Begin

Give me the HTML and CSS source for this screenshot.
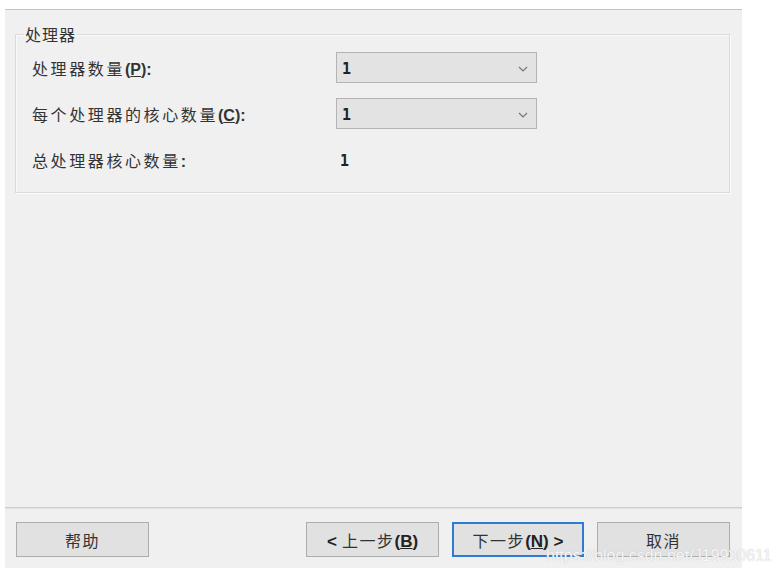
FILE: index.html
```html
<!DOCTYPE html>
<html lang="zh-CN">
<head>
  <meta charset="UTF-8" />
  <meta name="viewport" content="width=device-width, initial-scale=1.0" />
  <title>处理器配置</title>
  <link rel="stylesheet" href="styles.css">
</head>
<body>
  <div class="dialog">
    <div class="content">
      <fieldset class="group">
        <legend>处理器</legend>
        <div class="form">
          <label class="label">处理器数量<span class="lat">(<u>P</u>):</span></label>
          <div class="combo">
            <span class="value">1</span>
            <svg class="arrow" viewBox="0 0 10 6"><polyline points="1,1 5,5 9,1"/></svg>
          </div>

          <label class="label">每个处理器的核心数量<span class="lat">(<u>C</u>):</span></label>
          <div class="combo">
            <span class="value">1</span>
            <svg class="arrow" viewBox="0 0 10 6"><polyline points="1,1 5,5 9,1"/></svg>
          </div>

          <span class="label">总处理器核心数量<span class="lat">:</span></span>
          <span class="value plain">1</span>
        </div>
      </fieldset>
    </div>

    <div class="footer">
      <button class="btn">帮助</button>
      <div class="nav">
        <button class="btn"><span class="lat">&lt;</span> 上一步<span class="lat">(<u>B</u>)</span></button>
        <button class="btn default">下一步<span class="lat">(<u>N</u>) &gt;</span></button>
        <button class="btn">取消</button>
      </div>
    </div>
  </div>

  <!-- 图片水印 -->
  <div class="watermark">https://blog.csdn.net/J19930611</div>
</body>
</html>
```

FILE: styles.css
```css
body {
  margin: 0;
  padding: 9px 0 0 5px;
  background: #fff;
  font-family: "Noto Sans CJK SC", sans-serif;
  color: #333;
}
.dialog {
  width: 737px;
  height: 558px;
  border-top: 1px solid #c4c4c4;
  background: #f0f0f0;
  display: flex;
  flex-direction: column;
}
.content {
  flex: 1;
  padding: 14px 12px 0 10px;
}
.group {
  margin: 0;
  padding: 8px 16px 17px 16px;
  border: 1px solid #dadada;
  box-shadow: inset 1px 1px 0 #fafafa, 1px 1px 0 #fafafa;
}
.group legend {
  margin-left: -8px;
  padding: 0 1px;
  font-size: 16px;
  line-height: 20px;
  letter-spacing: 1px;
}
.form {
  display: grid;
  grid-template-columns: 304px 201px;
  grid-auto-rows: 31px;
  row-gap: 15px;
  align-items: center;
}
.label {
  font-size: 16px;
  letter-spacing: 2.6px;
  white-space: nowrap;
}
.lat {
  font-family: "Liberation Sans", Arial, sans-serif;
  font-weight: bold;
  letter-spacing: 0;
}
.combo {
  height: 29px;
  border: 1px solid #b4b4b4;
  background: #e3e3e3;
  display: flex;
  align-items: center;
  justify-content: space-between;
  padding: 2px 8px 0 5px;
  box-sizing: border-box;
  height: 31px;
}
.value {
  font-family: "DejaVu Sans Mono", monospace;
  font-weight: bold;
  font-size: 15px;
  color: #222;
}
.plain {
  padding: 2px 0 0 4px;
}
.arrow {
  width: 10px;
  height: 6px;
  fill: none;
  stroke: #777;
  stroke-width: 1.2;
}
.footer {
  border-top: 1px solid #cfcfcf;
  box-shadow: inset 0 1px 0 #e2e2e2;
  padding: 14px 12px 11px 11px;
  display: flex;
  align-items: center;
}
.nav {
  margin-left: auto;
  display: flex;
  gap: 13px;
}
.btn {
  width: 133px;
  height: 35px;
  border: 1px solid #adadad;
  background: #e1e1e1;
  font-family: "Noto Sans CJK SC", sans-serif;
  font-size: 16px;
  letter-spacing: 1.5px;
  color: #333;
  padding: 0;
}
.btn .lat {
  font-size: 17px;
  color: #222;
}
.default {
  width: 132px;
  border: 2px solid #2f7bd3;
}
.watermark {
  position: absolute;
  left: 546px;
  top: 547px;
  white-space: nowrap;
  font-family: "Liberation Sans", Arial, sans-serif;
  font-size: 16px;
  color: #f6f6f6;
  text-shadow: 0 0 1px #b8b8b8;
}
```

End

■ **GIVEN TASK**
From start to finish, output the listing exactly, but omit its pictures.

■ **OUTPUT BELOW**
Give me the HTML and CSS source for this screenshot.
FILE: index.html
```html
<!DOCTYPE html>
<html lang="zh-CN">
<head>
  <meta charset="UTF-8" />
  <meta name="viewport" content="width=device-width, initial-scale=1.0" />
  <title>处理器配置</title>
  <link rel="stylesheet" href="styles.css">
</head>
<body>
  <div class="dialog">
    <div class="content">
      <fieldset class="group">
        <legend>处理器</legend>
        <div class="form">
          <label class="label">处理器数量<span class="lat">(<u>P</u>):</span></label>
          <div class="combo">
            <span class="value">1</span>
            <svg class="arrow" viewBox="0 0 10 6"><polyline points="1,1 5,5 9,1"/></svg>
          </div>

          <label class="label">每个处理器的核心数量<span class="lat">(<u>C</u>):</span></label>
          <div class="combo">
            <span class="value">1</span>
            <svg class="arrow" viewBox="0 0 10 6"><polyline points="1,1 5,5 9,1"/></svg>
          </div>

          <span class="label">总处理器核心数量<span class="lat">:</span></span>
          <span class="value plain">1</span>
        </div>
      </fieldset>
    </div>

    <div class="footer">
      <button class="btn">帮助</button>
      <div class="nav">
        <button class="btn"><span class="lat">&lt;</span> 上一步<span class="lat">(<u>B</u>)</span></button>
        <button class="btn default">下一步<span class="lat">(<u>N</u>) &gt;</span></button>
        <button class="btn">取消</button>
      </div>
    </div>
  </div>

  <!-- 图片水印 -->
  <div class="watermark">https://blog.csdn.net/J19930611</div>
</body>
</html>
```

FILE: styles.css
```css
body {
  margin: 0;
  padding: 9px 0 0 5px;
  background: #fff;
  font-family: "Noto Sans CJK SC", sans-serif;
  color: #333;
}
.dialog {
  width: 737px;
  height: 558px;
  border-top: 1px solid #c4c4c4;
  background: #f0f0f0;
  display: flex;
  flex-direction: column;
}
.content {
  flex: 1;
  padding: 14px 12px 0 10px;
}
.group {
  margin: 0;
  padding: 8px 16px 17px 16px;
  border: 1px solid #dadada;
  box-shadow: inset 1px 1px 0 #fafafa, 1px 1px 0 #fafafa;
}
.group legend {
  margin-left: -8px;
  padding: 0 1px;
  font-size: 16px;
  line-height: 20px;
  letter-spacing: 1px;
}
.form {
  display: grid;
  grid-template-columns: 304px 201px;
  grid-auto-rows: 31px;
  row-gap: 15px;
  align-items: center;
}
.label {
  font-size: 16px;
  letter-spacing: 2.6px;
  white-space: nowrap;
}
.lat {
  font-family: "Liberation Sans", Arial, sans-serif;
  font-weight: bold;
  letter-spacing: 0;
}
.combo {
  height: 29px;
  border: 1px solid #b4b4b4;
  background: #e3e3e3;
  display: flex;
  align-items: center;
  justify-content: space-between;
  padding: 2px 8px 0 5px;
  box-sizing: border-box;
  height: 31px;
}
.value {
  font-family: "DejaVu Sans Mono", monospace;
  font-weight: bold;
  font-size: 15px;
  color: #222;
}
.plain {
  padding: 2px 0 0 4px;
}
.arrow {
  width: 10px;
  height: 6px;
  fill: none;
  stroke: #777;
  stroke-width: 1.2;
}
.footer {
  border-top: 1px solid #cfcfcf;
  box-shadow: inset 0 1px 0 #e2e2e2;
  padding: 14px 12px 11px 11px;
  display: flex;
  align-items: center;
}
.nav {
  margin-left: auto;
  display: flex;
  gap: 13px;
}
.btn {
  width: 133px;
  height: 35px;
  border: 1px solid #adadad;
  background: #e1e1e1;
  font-family: "Noto Sans CJK SC", sans-serif;
  font-size: 16px;
  letter-spacing: 1.5px;
  color: #333;
  padding: 0;
}
.btn .lat {
  font-size: 17px;
  color: #222;
}
.default {
  width: 132px;
  border: 2px solid #2f7bd3;
}
.watermark {
  position: absolute;
  left: 546px;
  top: 547px;
  white-space: nowrap;
  font-family: "Liberation Sans", Arial, sans-serif;
  font-size: 16px;
  color: #f6f6f6;
  text-shadow: 0 0 1px #b8b8b8;
}
```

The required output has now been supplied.